К тому времени тесть мой уже работал в Москве, занимал ответственный пост в ЦК. Никита был в опале, но на Думине это не отразилось, несмотря на кажущееся преобладание эмоций, он всегда умел держать нос по ветру. Таких, как я, обладателей знатных родственников вокруг было довольно много. Мы составляли особую касту близких к небожителям и старались держаться вместе. В повседневной жизни мы были как все, может быть, даже более «правильными», но, общаясь друг с другом, позволяли себе некоторую вольность в разговорах, высказываниях по поводу того или иного события. Словом, старательно изображали аристократов, хотя на самом деле в большинстве были обычными плебеями.

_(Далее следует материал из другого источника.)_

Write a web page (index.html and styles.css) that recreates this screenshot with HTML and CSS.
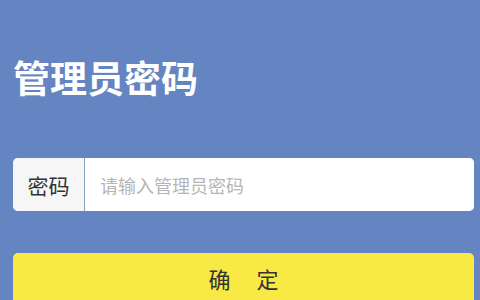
FILE: index.html
```html
<!DOCTYPE html>
<html lang="zh">
<head>
  <meta charset="utf-8">
  <title>管理员密码</title>
  <link rel="stylesheet" href="styles.css">
</head>
<body>
  <div class="page">
    <h1 class="title">管理员密码</h1>
    <form class="pwd-form">
      <div class="field">
        <label class="field-label" for="pwd">密码</label>
        <input class="field-input" id="pwd" type="password" placeholder="请输入管理员密码">
      </div>
      <button class="btn-ok" type="submit">确&emsp;定</button>
    </form>
  </div>
</body>
</html>
```

FILE: styles.css
```css
html, body {
  margin: 0;
  height: 100%;
}
body {
  font-family: "Noto Sans CJK SC", "Noto Sans", sans-serif;
  background-color: #6584c2;
  overflow: hidden;
}
.page {
  padding: 0 6px 0 13px;
}
.title {
  margin: 0;
  padding-top: 52px;
  height: 56px;
  line-height: 50px;
  font-size: 37px;
  font-weight: bold;
  color: #fff;
}
.pwd-form {
  margin-top: 50px;
  display: flex;
  flex-direction: column;
}
.field {
  display: flex;
  height: 53px;
  background: #fff;
  border-radius: 5px;
  overflow: hidden;
}
.field-label {
  width: 71px;
  flex: none;
  display: flex;
  align-items: center;
  justify-content: center;
  font-size: 21px;
  color: #333;
  background: #f6f6f6;
  border-right: 1px solid #8a9fcf;
}
.field-input {
  flex: 1;
  border: none;
  outline: none;
  padding: 0 0 0 15px;
  font-family: inherit;
  font-size: 18px;
  color: #333;
  background: #fff;
}
.field-input::placeholder {
  color: #b5b5b5;
}
.btn-ok {
  margin-top: 42px;
  height: 56px;
  border: none;
  border-radius: 5px;
  background: #f8e944;
  font-family: inherit;
  font-size: 22px;
  letter-spacing: 2px;
  color: #333;
  padding: 0 0 6px 2px;
}
```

Так вот, возвращаюсь к событиям. Случилось это, по-моему, году в шестьдесят шестом или чуть позже, точно не помню. В одной из московских квартир ограбили и убили старика нумизмата. Дело поручили мне, и я выехал на место преступления.

Квартира — огромная коммуналка — находилась в самом центре, в одном из арбатских переулков. Квартиросъемщиков там было человек десять, а то и больше.

Старик всю жизнь собирал редкие монеты, которых у него было великое множество. Убили его ударом по голове каким-то рубящим предметом, скорее всего небольшим топориком. Когда я осматривал труп, то испытывал ощущение легкого толчка, мне показалось, что в комнате присутствует нечто вроде тех теней, какие я видел в детстве, ощущение было очень странным. Все на мгновение потеряло привычную четкость. Казалось, я нахожусь внутри хрустальной сферы, зыбкой и нереальной, а рядом со мной колеблется что-то темное и мохнатое. И от него на меня проецируется волна липкого страха. Ощущение продолжалось несколько секунд, а потом все встало на свои места.

Старик лежал в луже крови, но возле головы, вернее, чуть поодаль, она запеклась в виде какого-то странного знака. Сначала я подумал, что труп сдвигали. Но, приглядевшись, понял, что странное пятно — скорее всего искусственного происхождения. Оно отдаленно напоминало крест, от правой перекладины к нижнему концу которого шла дуга.

Фотограф сделал снимки, труп увезли, и мы приступили к обыску.

Комната старика, некогда очень большая, была уже в наше время разделена капитальной перегородкой. Высокий украшенный лепниной потолок, купидоны в двух углах и даже камин делали ее роскошной, если бы она не была так захламлена. Ремонт, судя по всему, при советской власти здесь не проводили ни разу. Клочья паутины свисали с потолка. Видимо, когда-то в одном из углов стояла «буржуйка», потому что он был донельзя закопчен. Старинный продавленный диван и колченогий стол составляли почти всю обстановку. Остальную площадь занимали самодельные книжные полки и шкафы с монетами.

В монеты я решил не лезть, а занялся книгами.

Библиотека состояла из литературы все по той же нумизматике и целого ряда еще более странного вида книг. Книг по нумизматике было очень много. Причем литература этого рода была представлена книгами, изданными начиная с прошлого века и кончая шикарными современными западными каталогами, которые, как я знал, стоили немалых денег. Полистав эту интересную только для специалиста литературу, я переключился на другие книги. И был порядком удивлен. Почти всю остальную часть библиотеки составляли книги по оккультным наукам, некромании, астрологии, демонологии. Некоторые из них были отпечатаны лет шестьдесят-сто назад, другие же, по виду, прошли через века. Были тут издания на латинском и немецком языках, встречались и вовсе рукописные тома. Кроме них, в библиотеке имелись искусно вычерченные странного вида таблицы и схемы, изображавшие магические пентаграммы и зодиакальные круги, испещренные латинскими и древнееврейскими письменами.